With this programme which lasts for two and a half years, during the period 2015-2018 the association also intends more generally to publicize the workplace which is the Church, and to make visible female examples in executive positions in the Church.

The Hildegardis-Verein now has a long experience in the field of mentoring, a means of support already consolidated in businesses and in institutions for higher education. Thanks to the financial backing of the Conterganstiftung, from 2008 to 2013 it implemented, at a federal level, the first mentoring project for women students with disabilities and chronic illnesses. The programme, praised on several occasions, has offered to 50 mentees in all the possibility to be guided and advised for one year by a man or woman mentor (also partially affected by a disability). “The open and tailor-made exchange with expert mentors in the profession and in life has afforded to the women students who have participated an opportunity not only to develop their academic and professional skills” Muschiol explained further. “As a living example, the man or woman mentor also and above all passes on values, thereby strengthening the young women’s personalities”.

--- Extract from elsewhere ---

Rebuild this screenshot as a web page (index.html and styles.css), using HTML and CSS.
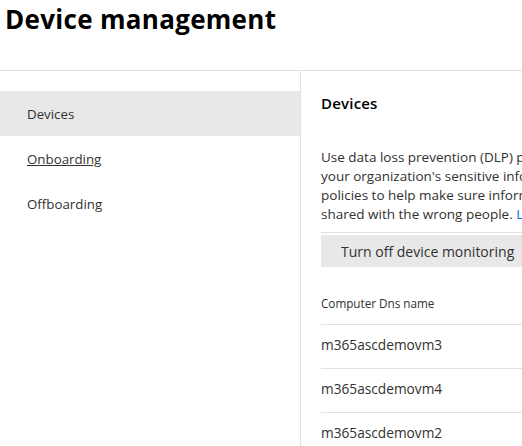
FILE: index.html
```html
<!DOCTYPE html>
<html>
<head>
<meta charset="utf-8">
<link rel="stylesheet" href="styles.css">
</head>
<body>
<header class="page-header">
  <h1 class="page-title">Device management</h1>
</header>
<div class="layout">
  <nav class="side-nav">
    <div class="nav-item active">Devices</div>
    <div class="nav-item"><span class="nav-link">Onboarding</span></div>
    <div class="nav-item">Offboarding</div>
  </nav>
  <main class="pane">
    <h2 class="pane-title">Devices</h2>
    <p class="pane-desc">
      <span class="line">Use data loss prevention (DLP) policies to help identify and protect</span>
      <span class="line">your organization's sensitive info. For example, you can set up</span>
      <span class="line">policies to help make sure information in email and docs isn't</span>
      <span class="line">shared with the wrong people. <a class="link">Learn more</a></span>
    </p>
    <div class="toolbar">
      <button class="btn">Turn off device monitoring</button>
    </div>
    <div class="table">
      <div class="th">Computer Dns name</div>
      <div class="td">m365ascdemovm3</div>
      <div class="td">m365ascdemovm4</div>
      <div class="td">m365ascdemovm2</div>
    </div>
  </main>
</div>
</body>
</html>
```

FILE: styles.css
```css
* { box-sizing: border-box; }
html, body { margin: 0; padding: 0; }
body {
  font-family: "Open Sans", "Noto Sans", sans-serif;
  color: #323130;
  background: #fff;
  width: 522px;
  height: 446px;
  overflow: hidden;
}
.page-header {
  height: 71px;
  border-bottom: 1px solid #e1e1e1;
  padding: 0 0 0 5px;
}
.page-title {
  margin: 0;
  font-size: 26px;
  font-weight: 700;
  letter-spacing: 0.3px;
  line-height: 38px;
  color: #000;
}
.layout {
  display: flex;
  height: 375px;
}
.side-nav {
  width: 301px;
  flex: none;
  border-right: 1px solid #e1e1e1;
  padding-top: 20px;
}
.nav-item {
  height: 45px;
  display: flex;
  align-items: center;
  padding-left: 27px;
  font-size: 13.3px;
  color: #323130;
}
.nav-item.active {
  background: #e8e8e8;
}
.nav-link {
  text-decoration: underline;
}
.pane {
  flex: 1;
  min-width: 0;
  overflow: hidden;
  padding-left: 20px;
  white-space: nowrap;
}
.pane-title {
  margin: 22px 0 0;
  font-size: 15px;
  font-weight: 600;
  letter-spacing: 0.2px;
  line-height: 20px;
  color: #000;
}
.pane-desc {
  margin: 35px 0 0;
  font-size: 13.5px;
  line-height: 19px;
  color: #323130;
}
.line { display: block; }
.link { color: #0078d4; }
.toolbar {
  margin-top: 8px;
  border-top: 1px solid #e1e1e1;
  padding-top: 2px;
  width: 400px;
}
.btn {
  height: 32px;
  border: none;
  background: #e8e8e8;
  font-family: inherit;
  font-size: 14px;
  color: #323130;
  padding: 0 20px;
  width: 320px;
  text-align: left;
}
.table { margin-top: 14px; width: 400px; }
.th {
  height: 44px;
  display: flex;
  align-items: center;
  font-size: 11.7px;
  color: #323130;
  border-bottom: 1px solid #e1e1e1;
}
.td {
  height: 44px;
  display: flex;
  align-items: center;
  padding-bottom: 4px;
  font-size: 13.7px;
  color: #323130;
  border-bottom: 1px solid #e1e1e1;
}
```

This is also demonstrated by another project the “Process of inclusive life: a tandem of skills for female students, with and without disabilities” (www.lebensweg-inklusive.de), sponsored by the Federal Ministry of Education and Research (BMBF) and organized by the Hildegardis-Verein from 2013 to 2016. In two annual cycles, 41 women students, with and without disabilities, from technical institutes for higher education and universities, have been able to evaluate their own academic and professional careers together with girls with similar ideas and to broaden their personal outlook.

The mentors’ commitment as volunteers has also enabled many of the women students taking part to realize how important it is to assume a social responsibility too, alongside their work activity, through volunteer work”, Muschiol declared. And to motivate them to do this is “another goal of our work at the Hildegardis-Verein”.

What will be the next item on the agenda? “We shall once again update our policies of promotion to the present situations and requirements, and hence in the coming years work with refugees could of course be included among them. In fact”, explained the President of the Hildegardis-Verein, “given the increasing number of students with a right to asylum, the landscape of German institutions for higher education is facing great challenges”.

The association is therefore currently working on a project to help women refugees with an academic base, that is, with academic ambitions, to settle successfully in Germany and to be integrated into in our society with their abilities, strengths and interests. In the future too, therefore, the old motto of the Hildegardis Association will also apply “Culture grows wings”.